Till now he has won 23 major titles worldwide in all formats of competitive climbing including five world titles in 2009, 2012 and 2014. Besides competitive climbing, he is also an outdoor climber with some major achievements.
Jain Kim belongs to Goyang, South Korea and is a professional climber mainly active in lead climbing and bouldering disciplines. She has won the Lead Climbing World Cup in 2010, 2013 and 2014 and three silvers in 2009, 2011, and 2012.
She has won seven golds and three silvers in the Asian championship in lead climbing and in bouldering disciplines individually. She is also a successful rock climber and has also won one gold in the Rock Master in lead discipline.
Mina Markovič belongs to Maribor, Slovenia and is a professional climber with specialization in Lead and Bouldering disciplines.
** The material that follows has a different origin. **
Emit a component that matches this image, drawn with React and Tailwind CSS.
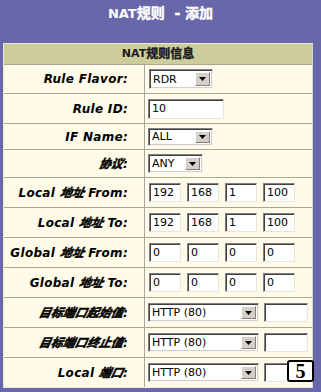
import React from "react";

const F = { fontFamily: "'DejaVu Sans', 'Noto Sans CJK SC', sans-serif" };

function Arrow() {
  return (
    <svg width="7" height="4" viewBox="0 0 7 4">
      <path d="M0 0 H7 L3.5 4 Z" fill="#000" />
    </svg>
  );
}

function Sel({ w, h, text }) {
  return (
    <div
      className={`${w} ${h} flex items-stretch bg-white border border-t-[#808080] border-l-[#808080] border-r-[#f4f4f0] border-b-[#f4f4f0] shadow-[inset_1px_1px_0_#404040,inset_-1px_-1px_0_#d4d0c8]`}
    >
      <div className="flex-1 flex items-center pl-[3px] text-[11px] text-black leading-none">{text}</div>
      <div className="w-[15px] my-[2px] mr-[2px] bg-[#d4d0c8] border border-t-white border-l-white border-r-[#808080] border-b-[#808080] flex items-center justify-center">
        <Arrow />
      </div>
    </div>
  );
}

function Inp({ w, h, text }) {
  return (
    <div
      className={`${w} ${h} flex items-center bg-white border border-t-[#808080] border-l-[#808080] border-r-[#e8e6dc] border-b-[#e8e6dc] shadow-[inset_1px_1px_0_#404040] pl-[3px] text-[11px] text-black leading-none`}
    >
      {text}
    </div>
  );
}

function C({ children }) {
  return (
    <span className="inline-block -skew-x-12 [-webkit-text-stroke:0.5px_black] text-[12px] tracking-normal">{children}</span>
  );
}

function Row({ h, label, children }) {
  return (
    <div className={`flex ${h} border-t border-t-[#aaa690]`}>
      <div className="w-[141px] shrink-0 border-r border-r-[#aaa690] flex items-center">
        <div className="w-full text-right pr-[16px] text-[12px] font-bold italic tracking-[0.3px] text-black whitespace-nowrap">
          {label}
        </div>
      </div>
      <div className="flex-1 flex items-center pl-[2px] border-l border-l-white">{children}</div>
    </div>
  );
}

function IP({ vals }) {
  return (
    <div className="flex gap-[6px] pl-[1px]">
      {vals.map((v, i) => (
        <Inp key={i} w="w-[32px]" h="h-[19px]" text={v} />
      ))}
    </div>
  );
}

function Port({ label }) {
  return (
    <Row h="h-[30px]" label={label}>
      <div className="flex gap-[5px]">
        <Sel w="w-[111px]" h="h-[19px]" text="HTTP (80)" />
        <Inp w="w-[44px]" h="h-[19px]" text="" />
      </div>
    </Row>
  );
}

export default function App() {
  return (
    <div className="w-[321px] h-[392px] bg-[#6767a9] relative overflow-hidden" style={F}>
      <div className="h-[27px] flex items-center justify-center text-white font-bold text-[14px] whitespace-pre">
        <span className="text-[13px]">NAT</span>
        <span className="[-webkit-text-stroke:0.4px_white]">规则  - 添加</span>
      </div>
      <div className="mt-[16px] ml-[3px] w-[310px] border border-[#ecebdc] border-r-[#d8d6c8] bg-[#fffbe8]">
        <div className="h-[20px] bg-[#cdcc9c] flex items-center justify-center text-[12px] font-bold text-[#1a1a1a]">
          <span className="text-[11px]">NAT</span>
          <span className="[-webkit-text-stroke:0.4px_#1a1a1a]">规则信息</span>
        </div>
        <Row h="h-[29px]" label="Rule Flavor:">
          <div className="pl-[1px]"><Sel w="w-[64px]" h="h-[20px]" text="RDR" /></div>
        </Row>
        <Row h="h-[30px]" label="Rule ID:">
          <Inp w="w-[76px]" h="h-[20px]" text="10" />
        </Row>
        <Row h="h-[26px]" label="IF Name:">
          <Sel w="w-[65px]" h="h-[18px]" text="ALL" />
        </Row>
        <Row h="h-[28px]" label={<><C>协议</C>:</>}>
          <Sel w="w-[55px]" h="h-[19px]" text="ANY" />
        </Row>
        <Row h="h-[30px]" label={<>Local <C>地址</C> From:</>}>
          <IP vals={["192", "168", "1", "100"]} />
        </Row>
        <Row h="h-[30px]" label={<>Local <C>地址</C> To:</>}>
          <IP vals={["192", "168", "1", "100"]} />
        </Row>
        <Row h="h-[30px]" label={<>Global <C>地址</C> From:</>}>
          <IP vals={["0", "0", "0", "0"]} />
        </Row>
        <Row h="h-[30px]" label={<>Global <C>地址</C> To:</>}>
          <IP vals={["0", "0", "0", "0"]} />
        </Row>
        <Port label={<><C>目标端口起始值</C>:</>} />
        <Port label={<><C>目标端口终止值</C>:</>} />
        <Port label={<>Local <C>端口</C>:</>} />
      </div>
      <div
        className="absolute left-[287px] top-[360px] w-[27px] h-[22px] bg-white border-2 border-black rounded-[3px] flex items-center justify-center text-[20px] font-bold text-black leading-none"
        style={{ fontFamily: "'Liberation Serif', serif" }}
      >
        5
      </div>
    </div>
  );
}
She has won the IFSC Climbing World Cup four times with two times in overall and two times in lead discipline.
She also has won two silvers and one bronze in IFSC European Championships. She has won the world games in 2013 in lead discipline. She also has won silver in Rock master in 2009 in lead discipline.
Anna Stöhr belongs to Reith im Alpbachtal, Austria and is a professional climber with specialization in Bouldering discipline. At the beginning of her career, she started competing in speed, lead and bouldering disciplines. Later on she concentrated only on bouldering which brought her great success.
Considered as one of the best bouldering climber in the sports, she has won a total of 42 medals till now in her career that includes 22 golds, 13 silvers and 9 bronzes all in bouldering discipline. She has won two golds and two bronzes in the IFSC World Championships along with two golds and three silvers in IFSC European Championships.
Shauna Coxsey belongs to Cheshire, United Kingdom and is a professional climber with specialization in Lead and Bouldering disciplines. She has won six golds, six silvers and five bronzes in climbing World Cup in bouldering discipline till now.
She also has won five British Climbing Championships with four in bouldering and one in lead in 2012, 2013 and 2016. For her service to climbing, she was appointed as Member of the Order of the British Empire (MBE) in 2016.